その背景には『余計な口出しをすると自分がターゲットになるかもしれない』という考えや『下手に口を挟んでレギュラーから外されたくない』といった想い等もあり、結果的にパワハラや暴言が見逃されてしまう事に繋がります。

『集団になると、個人個人の能力が発揮しにくくなる~リンゲルマン効果~』

傍観者効果に類似している部分も多いのですが、別名『社会的手抜き』とも呼ばれています。

フランスの農学者であるマクシミリアン・リンゲルマンによって提唱された理論で、人は集団になると手を抜き1人で作業するよりも発揮する力が減少するというものです。

リンゲルマンはこの理論を実証する為に集団作業の綱引き実験を行いました。

この実験により、作業人数が増えるほど1人が発揮する力が減少する事が証明されました。

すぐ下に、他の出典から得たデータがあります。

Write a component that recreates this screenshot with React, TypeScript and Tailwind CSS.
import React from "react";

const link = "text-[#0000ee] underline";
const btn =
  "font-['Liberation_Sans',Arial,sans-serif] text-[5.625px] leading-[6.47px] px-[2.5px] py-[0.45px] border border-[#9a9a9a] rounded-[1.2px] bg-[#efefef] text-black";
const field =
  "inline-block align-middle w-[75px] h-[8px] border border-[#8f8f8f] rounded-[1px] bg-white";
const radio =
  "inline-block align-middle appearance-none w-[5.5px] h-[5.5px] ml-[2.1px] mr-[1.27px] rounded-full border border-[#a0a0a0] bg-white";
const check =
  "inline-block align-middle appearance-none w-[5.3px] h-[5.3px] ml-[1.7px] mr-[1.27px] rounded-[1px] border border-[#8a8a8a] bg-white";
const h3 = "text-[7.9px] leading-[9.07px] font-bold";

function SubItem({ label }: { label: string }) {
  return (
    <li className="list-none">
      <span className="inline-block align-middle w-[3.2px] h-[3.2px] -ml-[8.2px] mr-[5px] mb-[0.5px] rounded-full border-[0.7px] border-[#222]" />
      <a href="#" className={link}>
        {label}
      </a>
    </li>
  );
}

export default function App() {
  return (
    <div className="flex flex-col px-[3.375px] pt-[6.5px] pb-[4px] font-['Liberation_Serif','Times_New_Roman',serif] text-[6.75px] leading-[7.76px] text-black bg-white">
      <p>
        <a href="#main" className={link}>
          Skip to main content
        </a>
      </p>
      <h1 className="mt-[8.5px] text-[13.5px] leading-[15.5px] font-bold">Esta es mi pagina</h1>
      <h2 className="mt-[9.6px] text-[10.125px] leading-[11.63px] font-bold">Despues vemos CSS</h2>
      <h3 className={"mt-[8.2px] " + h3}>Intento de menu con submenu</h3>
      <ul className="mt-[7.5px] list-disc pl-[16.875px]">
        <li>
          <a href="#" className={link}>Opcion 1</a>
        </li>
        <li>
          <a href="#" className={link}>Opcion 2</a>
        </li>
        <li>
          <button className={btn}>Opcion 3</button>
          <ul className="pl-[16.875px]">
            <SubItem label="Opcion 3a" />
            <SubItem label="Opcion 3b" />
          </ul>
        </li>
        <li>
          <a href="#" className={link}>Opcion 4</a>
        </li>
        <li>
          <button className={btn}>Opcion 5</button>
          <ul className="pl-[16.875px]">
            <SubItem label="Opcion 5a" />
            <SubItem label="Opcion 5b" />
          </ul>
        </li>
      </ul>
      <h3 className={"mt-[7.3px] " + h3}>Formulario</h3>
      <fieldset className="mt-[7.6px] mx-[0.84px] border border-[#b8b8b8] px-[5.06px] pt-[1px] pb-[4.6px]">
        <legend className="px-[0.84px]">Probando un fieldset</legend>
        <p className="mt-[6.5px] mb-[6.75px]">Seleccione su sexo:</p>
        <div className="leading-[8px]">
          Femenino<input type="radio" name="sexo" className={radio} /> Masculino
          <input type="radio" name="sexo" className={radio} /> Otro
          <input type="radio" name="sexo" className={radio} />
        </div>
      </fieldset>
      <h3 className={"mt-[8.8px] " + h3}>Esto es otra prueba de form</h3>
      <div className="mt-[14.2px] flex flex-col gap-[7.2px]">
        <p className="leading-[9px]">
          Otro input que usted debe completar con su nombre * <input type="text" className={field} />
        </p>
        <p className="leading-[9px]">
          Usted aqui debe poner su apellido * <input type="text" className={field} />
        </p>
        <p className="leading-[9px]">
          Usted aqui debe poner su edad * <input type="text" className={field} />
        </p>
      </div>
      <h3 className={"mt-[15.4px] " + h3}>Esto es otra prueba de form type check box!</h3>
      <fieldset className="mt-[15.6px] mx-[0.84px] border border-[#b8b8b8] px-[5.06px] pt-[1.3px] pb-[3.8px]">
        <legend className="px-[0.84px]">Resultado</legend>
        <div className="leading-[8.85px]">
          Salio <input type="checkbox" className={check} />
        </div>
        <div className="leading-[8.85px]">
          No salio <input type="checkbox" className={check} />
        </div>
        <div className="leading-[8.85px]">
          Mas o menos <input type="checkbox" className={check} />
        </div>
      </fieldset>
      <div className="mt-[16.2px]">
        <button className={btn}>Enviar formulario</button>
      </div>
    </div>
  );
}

1人で作業する時の力を100%とした場合、2人の場合は93%、3人の場合は85%、4人の場合は77%、5人の場合は70%と減少していき、8人の場合は49%と『本来発揮出来る力の半分以下しか発揮出来なかった』という結果を導き出しています。

この様な手抜きは決して意識的なものではなく、無意識に行われている事を実証した実験があります。

心理学者であるラタネ氏とダーリー氏が行ったチアリーダーの実験です。

チアリーダー2人に目隠しとヘッドフォンを着用してもらい、互いの状態が分からない様にした状態で、単独の場合とペアの場合で大声を出してもらいます。

その結果、ペアの場合は単独の時と比較して94%の音量しか出ませんでした。

しかし、チアリーダー2人はいずれの場合も全力で声を出したという認識だったのです。

この結果から集団作業における『社会的手抜き』は、必ずしも意識的なものではない事が確認されました。

社会的手抜きが生じる理由は2つあると考えられています。

  1. 集団内だと自分が正しく評価されない可能性がある。
  2. 自分が頑張っても他の人が手抜きをしたら失敗する可能性がある。

①の場合、例えばグループとしての評価は高くても、その評価に対して自分がどの程度貢献出来たかはハッキリしません。

その結果、個人への注目度が下がり、いくら頑張った所で正当に評価されないかもしれないとモチベーションが下がってしまいます

②の場合、自分がいくら懸命に頑張っても、他の人がサボってしまうと集団全体の能力は下がります。その結果、失敗する可能性も出て来る為にモチベーションが下がってしまう訳ですね。

傍観者効果の時と同様に目の前でチームメートが監督からパワハラを受けているとしましょう。

仲間達と一致団結してパワハラに立ち向かえば成果を出せるかもしれませんが、人が増えれば増える程、リンゲルマン効果が働き『皆がやってくれるからいっか』という人も増えて来ます。

その結果、発揮出来る力が下がってしまい、パワハラや暴言を 止めるまでに至らない可能性も出て来る訳です。

まとめ

今回は指導者や上司がパワハラや暴力、人格否定を繰り返す理由について、本人の問題と周囲の人の問題に分けて考えてみました。

例え暴言でなくても、陰で特定のスタッフの悪口や文句ばかり言っている人を見かけた事があるのではないでしょうか?

悪口を言う事で当人的にはストレス発散した感じになるのかもしれませんが、実は悪口を言う事で余計にストレスホルモンが出るという研究結果も出ています。

悪口に関してまとめたブログは↓

パワハラや暴力を完全になくす事は極めて難しいと思います。

少しずつでも減らす為にも、パワハラや暴力をする側とされる側、両者共に今出来る事を実践していくしかないと考えています。